Mere Revolution vs. Extraordinary Transformation
Pentecostal and Charismatic Christianity are proving as transformational as the first century church was in ancient Rome. They also reveal the stark contrasts between mere revolution and extraordinary transformation.
"Pentecostalism May Have Done More for Africa Than All Aid Organizations Combined," declared a recent oped in The Christian Post. Research indicates "that Pentecostalism is the largest movement for social justice that has ever existed."
The findings make it clear that social justice crusades without the Holy Spirit become ridiculous parodies and often violent authoritarianisms.
The oped quoted Dena Freeman, of the London School of Economics, and editor of Pentecostalism and Development: Churches, NGOs and Social Change in Africa. Freeman's conclusion bears repeating: "Pentecostal churches are often rather more effective change agents than are development NGOs." The Pentecostal churches "are exceptionally effective at bringing about personal transformation and empowerment..."
Matthew Parris, in a 2008 Times of London article, told of returning to the African nation he knew as a boy as Nyasaland, called today, Malawi. While there Parris observed the work of mainly Christian charities in relieving the hardships of Malawi's people. Such services, Parris wrote, "inspired me, renewing my flagging faith in development charities. But travelling in Malawi refreshed another belief, too: one I've been trying to banish all my life, but an observation I've been unable to avoid since my African childhood. It confounds my ideological beliefs, stubbornly refuses to fit my world view, and has embarrassed my growing belief that there is no God."

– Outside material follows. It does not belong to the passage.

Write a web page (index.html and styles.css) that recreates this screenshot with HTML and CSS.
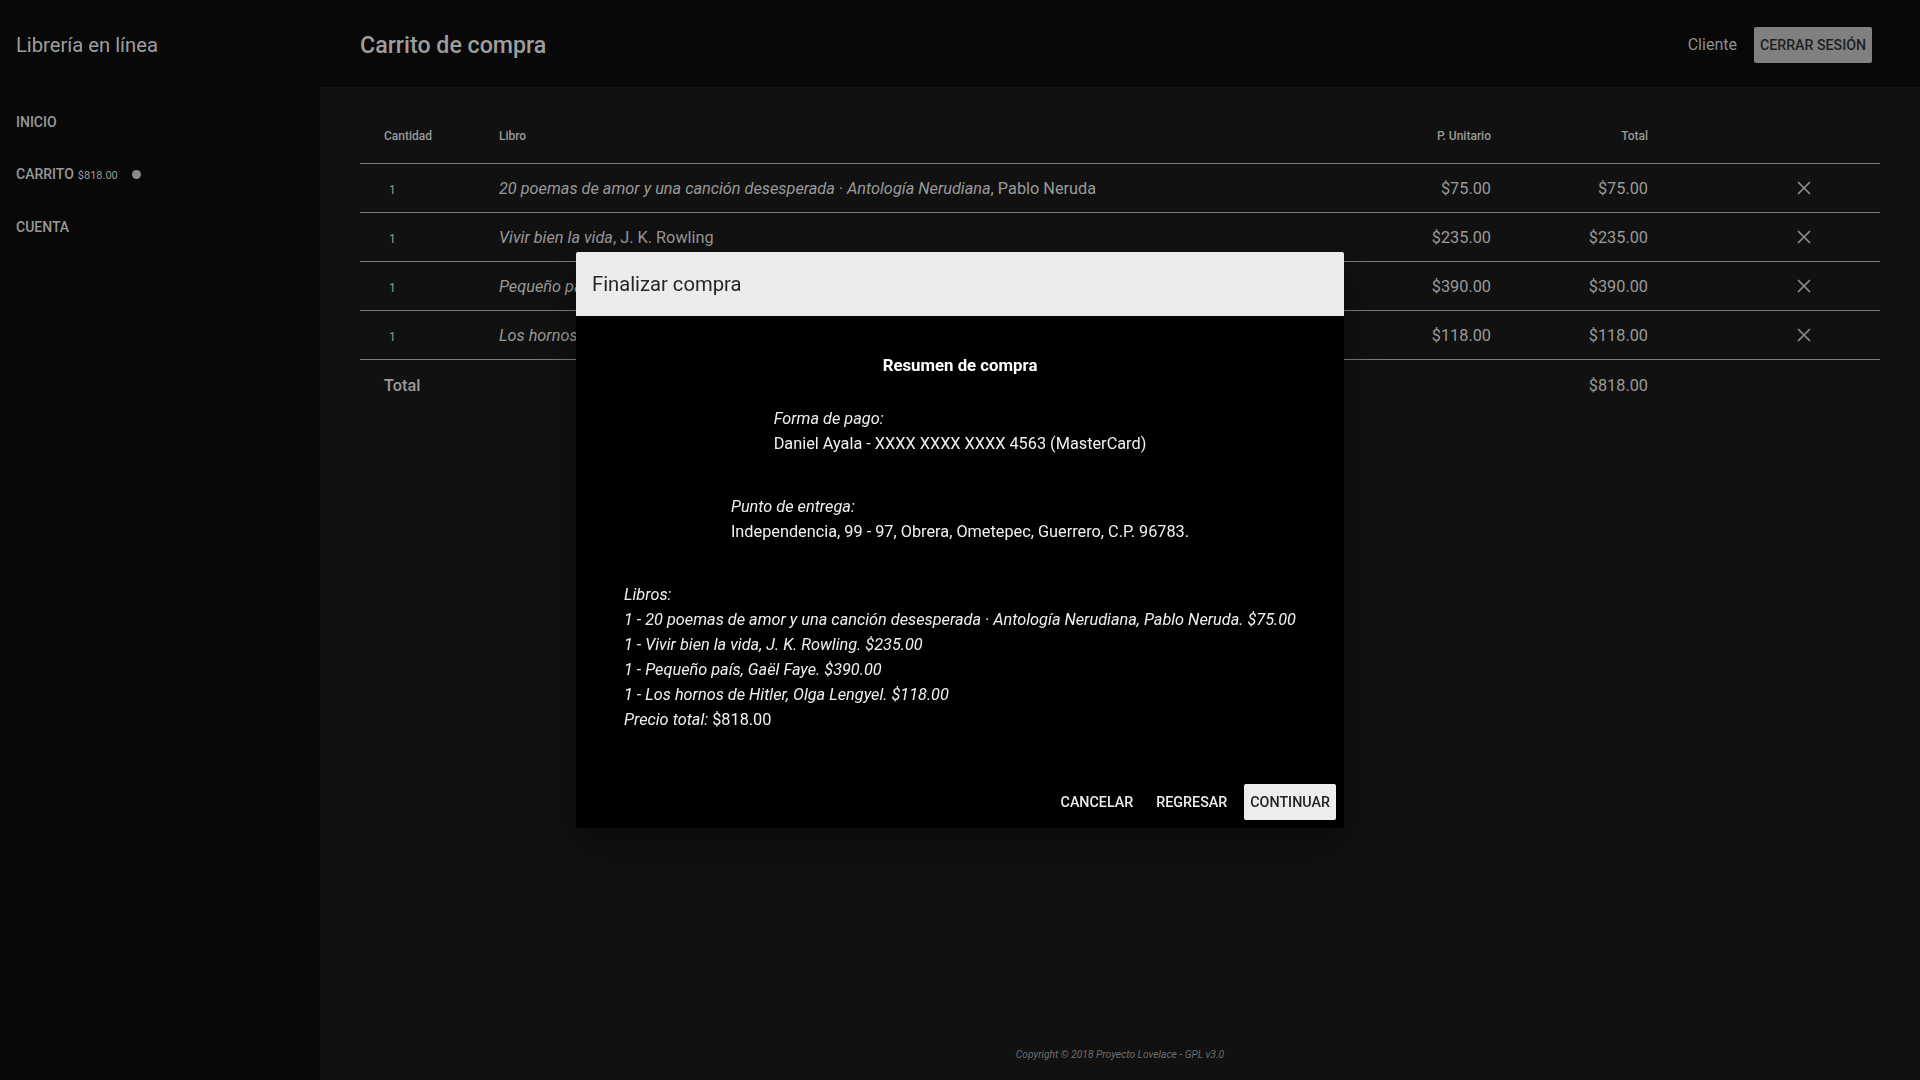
FILE: index.html
```html
<!DOCTYPE html>
<html lang="es">
<head>
<meta charset="utf-8">
<title>Carrito de compra</title>
<link rel="stylesheet" href="styles.css">
</head>
<body>
<header class="topbar">
  <div class="brand">Librería en línea</div>
  <h1 class="page-title">Carrito de compra</h1>
  <div class="user">
    <span class="user-name">Cliente</span>
    <button class="btn-logout">CERRAR SESIÓN</button>
  </div>
</header>
<div class="layout">
  <nav class="sidebar">
    <a class="nav-item">INICIO</a>
    <a class="nav-item">CARRITO <span class="nav-amount">$818.00</span><span class="nav-dot"></span></a>
    <a class="nav-item">CUENTA</a>
  </nav>
  <main class="content">
    <div class="cart">
      <div class="row head">
        <div class="c-qty">Cantidad</div>
        <div class="c-book">Libro</div>
        <div class="c-num">P. Unitario</div>
        <div class="c-num">Total</div>
        <div class="c-act"></div>
      </div>
      <div class="row item">
        <div class="c-qty q">1</div>
        <div class="c-book"><i>20 poemas de amor y una canción desesperada · Antología Nerudiana</i>, Pablo Neruda</div>
        <div class="c-num">$75.00</div>
        <div class="c-num">$75.00</div>
        <div class="c-act"><svg class="x" viewBox="0 0 14 14"><path d="M1 1L13 13M13 1L1 13"/></svg></div>
      </div>
      <div class="row item">
        <div class="c-qty q">1</div>
        <div class="c-book"><i>Vivir bien la vida</i>, J. K. Rowling</div>
        <div class="c-num">$235.00</div>
        <div class="c-num">$235.00</div>
        <div class="c-act"><svg class="x" viewBox="0 0 14 14"><path d="M1 1L13 13M13 1L1 13"/></svg></div>
      </div>
      <div class="row item">
        <div class="c-qty q">1</div>
        <div class="c-book"><i>Pequeño país</i>, Gaël Faye</div>
        <div class="c-num">$390.00</div>
        <div class="c-num">$390.00</div>
        <div class="c-act"><svg class="x" viewBox="0 0 14 14"><path d="M1 1L13 13M13 1L1 13"/></svg></div>
      </div>
      <div class="row item">
        <div class="c-qty q">1</div>
        <div class="c-book"><i>Los hornos de Hitler</i>, Olga Lengyel</div>
        <div class="c-num">$118.00</div>
        <div class="c-num">$118.00</div>
        <div class="c-act"><svg class="x" viewBox="0 0 14 14"><path d="M1 1L13 13M13 1L1 13"/></svg></div>
      </div>
      <div class="row total">
        <div class="c-qty">Total</div>
        <div class="c-book"></div>
        <div class="c-num"></div>
        <div class="c-num">$818.00</div>
        <div class="c-act"></div>
      </div>
    </div>
    <footer class="footer">Copyright © 2018 Proyecto Lovelace - GPL v3.0</footer>
  </main>
</div>

<div class="dialog">
  <div class="dialog-title">Finalizar compra</div>
  <div class="dialog-body">
    <h3 class="summary-title">Resumen de compra</h3>
    <div class="block"><div class="block-inner">
      <i>Forma de pago:</i><br>
      Daniel Ayala - XXXX XXXX XXXX 4563 (MasterCard)
    </div></div>
    <div class="block"><div class="block-inner">
      <i>Punto de entrega:</i><br>
      Independencia, 99 - 97, Obrera, Ometepec, Guerrero, C.P. 96783.
    </div></div>
    <div class="block"><div class="block-inner">
      <i>Libros:</i><br>
      <i>1 - 20 poemas de amor y una canción desesperada · Antología Nerudiana, Pablo Neruda. $75.00</i><br>
      <i>1 - Vivir bien la vida, J. K. Rowling. $235.00</i><br>
      <i>1 - Pequeño país, Gaël Faye. $390.00</i><br>
      <i>1 - Los hornos de Hitler, Olga Lengyel. $118.00</i><br>
      <i>Precio total:</i> $818.00
    </div></div>
  </div>
  <div class="dialog-actions">
    <button class="btn-flat">CANCELAR</button>
    <button class="btn-flat">REGRESAR</button>
    <button class="btn-solid">CONTINUAR</button>
  </div>
</div>
</body>
</html>
```
FILE: styles.css
```css
* { box-sizing: border-box; }
html, body { margin: 0; padding: 0; }
body {
  font-family: Roboto, "Noto Sans", sans-serif;
  background: #080808;
  color: #9a9a9a;
  width: 1920px;
  height: 1080px;
  overflow: hidden;
}
button { font-family: inherit; border: 0; cursor: pointer; }

.topbar {
  height: 87px;
  padding-top: 2px;
  display: flex;
  align-items: center;
  background: #080808;
}
.brand {
  width: 320px;
  padding-left: 16px;
  font-size: 20.2px;
  color: #9e9e9e;
}
.page-title {
  margin: 0;
  padding-left: 40px;
  font-size: 23.2px;
  font-weight: 500;
  color: #9e9e9e;
}
.user {
  margin-left: auto;
  padding-right: 48px;
  display: flex;
  align-items: center;
  gap: 17px;
}
.user-name { font-size: 16px; color: #8f8f8f; }
.btn-logout {
  height: 36px;
  padding: 0 6px;
  background: #808080;
  color: #1e1e1e;
  font-size: 14.2px;
  font-weight: 500;
  border-radius: 2px;
}

.layout {
  display: flex;
  height: 993px;
}
.sidebar {
  width: 320px;
  padding-top: 9px;
  display: flex;
  flex-direction: column;
  background: #080808;
}
.nav-item {
  height: 52px;
  padding-left: 16px;
  display: flex;
  align-items: center;
  font-size: 14px;
  font-weight: 500;
  color: #999;
}
.nav-item:last-child { padding-top: 2px; }
.nav-amount {
  font-size: 11px;
  font-weight: 400;
  margin-left: 4px;
  margin-top: 2px;
}
.nav-dot {
  width: 9px;
  height: 9px;
  border-radius: 50%;
  background: #8a8a8a;
  margin-left: 14px;
}

.content {
  flex: 1;
  background: #111;
  padding: 21px 40px 19px;
  display: flex;
  flex-direction: column;
}
.row {
  display: grid;
  grid-template-columns: 139px 1fr 160px 157px 232px;
  align-items: center;
  height: 49px;
  border-bottom: 1px solid #7c7c7c;
  font-size: 16.3px;
  color: #9a9a9a;
}
.row.head {
  height: 56px;
  font-size: 12px;
  font-weight: 500;
  color: #9a9a9a;
}
.row.total {
  border-bottom: 0;
  padding-top: 1px;
}
.row.total .c-qty { font-weight: 500; }
.c-qty { padding-left: 24px; }
.c-qty.q { padding-left: 29px; padding-top: 3px; font-size: 12px; }
.c-book { white-space: nowrap; overflow: hidden; }
.c-book i { font-style: italic; }
.c-num { text-align: right; }
.c-act {
  display: flex;
  justify-content: flex-end;
  padding-right: 69px;
}
.x {
  width: 14px;
  height: 14px;
  fill: none;
  stroke: #8c8c8c;
  stroke-width: 1.7;
}
.footer {
  margin-top: auto;
  text-align: center;
  font-size: 10.25px;
  font-style: italic;
  color: #6e6e6e;
}

.dialog {
  position: fixed;
  left: 576px;
  top: 252px;
  width: 768px;
  background: #000;
  border-radius: 2px;
  overflow: hidden;
  box-shadow: 0 11px 15px -7px rgba(0,0,0,.2), 0 24px 38px 3px rgba(0,0,0,.14), 0 9px 46px 8px rgba(0,0,0,.12);
}
.dialog-title {
  height: 64px;
  padding: 0 16px;
  display: flex;
  align-items: center;
  background: #ececec;
  color: #262626;
  font-size: 20.2px;
}
.dialog-body {
  padding: 37px 24px 44px;
  color: #f0f0f0;
  font-size: 16.3px;
  line-height: 25px;
}
.summary-title {
  margin: 0 0 29px;
  text-align: center;
  font-size: 16.8px;
  font-weight: 700;
  line-height: 24px;
  color: #fff;
}
.block {
  text-align: center;
  margin-bottom: 38px;
}
.block:last-child { margin-bottom: 0; }
.block-inner {
  display: inline-block;
  text-align: left;
}
.dialog-actions {
  padding: 8px;
  display: flex;
  justify-content: flex-end;
  gap: 11px;
}
.btn-flat, .btn-solid {
  height: 36px;
  padding: 0 6px;
  font-size: 14.3px;
  font-weight: 500;
  border-radius: 2px;
}
.btn-flat { background: transparent; color: #ededed; }
.btn-solid { background: #ededed; color: #222; }
```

Parris said even though he's a "confirmed atheist," he has become convinced "of the enormous contribution that Christian evangelism makes in Africa: distinct from the work of secular NGOs, government projects and international aid efforts." These are insufficient, Parris wrote, because they do not bring personal transformation. "In Africa Christianity changes people's hearts," he said. "It brings a spiritual transformation. The rebirth is real. The change is good."
The Greek word often translated "good" in the New Testament refers to things that are profitable and beneficial. Thus, the "change is good," I would argue, because it is not mere revolution, but extraordinary transformation. "Mere revolution" stands in contrast to reform efforts profitable and beneficial for all, which is transformation in the best sense of the word.
Here are important contrasts between mere revolution and transformation:
- Mere revolution primarily sees the immanent only; extraordinary transformation is based on transcendent truth and values.
- Mere revolution works from outward to inward; transformation works from inward to outward—from the transformed "heart" to the behaviors and deeds of the body.
- Mere revolution relies on force; extraordinary transformation is freely embraced.
- Mere revolution is based on power; extraordinary transformation occurs through genuine authority.
- Mere revolution must be re-ignited; extraordinary transformation becomes a state of being.
- Mere revolution is a surface flare; extraordinary transformation is systemic.
- Mere revolution is about causes and institutions; extraordinary transformation is about life.
- Mere revolution is dependent on hypnotic leaders; extraordinary transformation rests in the power of the Holy Spirit working through people.
Contemporary revolutionaries-anarchists mistake the merely novel for the qualitatively new. The progressivist protestors are historically illiterate, thanks to the vapid academies many of them apparently attended. They likely don't know about a philosophical ancestor of theirs, Lincoln Steffens.
In 1919, Steffens was a New York newspaper reporter who believed devoutly in socialism, and, that year, went to Russia to observe events there. The country was two years into the Bolshevik Revolution that had as its goal that of igniting global revolution to create a "workers' paradise" everywhere. This is still the aim of many of today's revolutionaries.
After seeing the new Russia, he wrote, "I have seen the future, and it works." Talk about "fake news"!
Steffens died in 1936, and did not get to see the "future" he thought he was observing in 1919. The Black Book of Communism reveals what that future looked like for millions slaughtered in the name of Marx.
Jesus, not a mere revolutionary, but an extraordinary transformer, said He had come to give life, and that abundantly. (John 10:10) That quality of life was evident in Rome as Jesus' message and the power of the Holy Spirit through the church spread. "The Christian is to the world what the soul is to the body," wrote Mathetes to Diognetus about 200 AD.
Lincoln Steffens might have seen the future for which he yearned had he looked into the past rather than the Russian revolution of his own time. He might have seen the transformational impact of the early church on race, gender, social class, and many other concerns of social justice warriors.
Today's left-wing church that simply reflects the spirit of the age would do well to open its doctrinal, ecclesiastical, and ministerial doors to the Spirit of God. Right-wing churches that wall themselves off from what they consider Pentecostal extremes would impact their communities more effectively if they would open their gates more widely to the Holy Spirit.
When the church functions as the body of Christ midst communities in upheaval, doing incarnational ministry in the face of darkness and chaos in the power of the Holy Spirit, transformation happens.
Ancient Rome and contemporary developing nations prove it.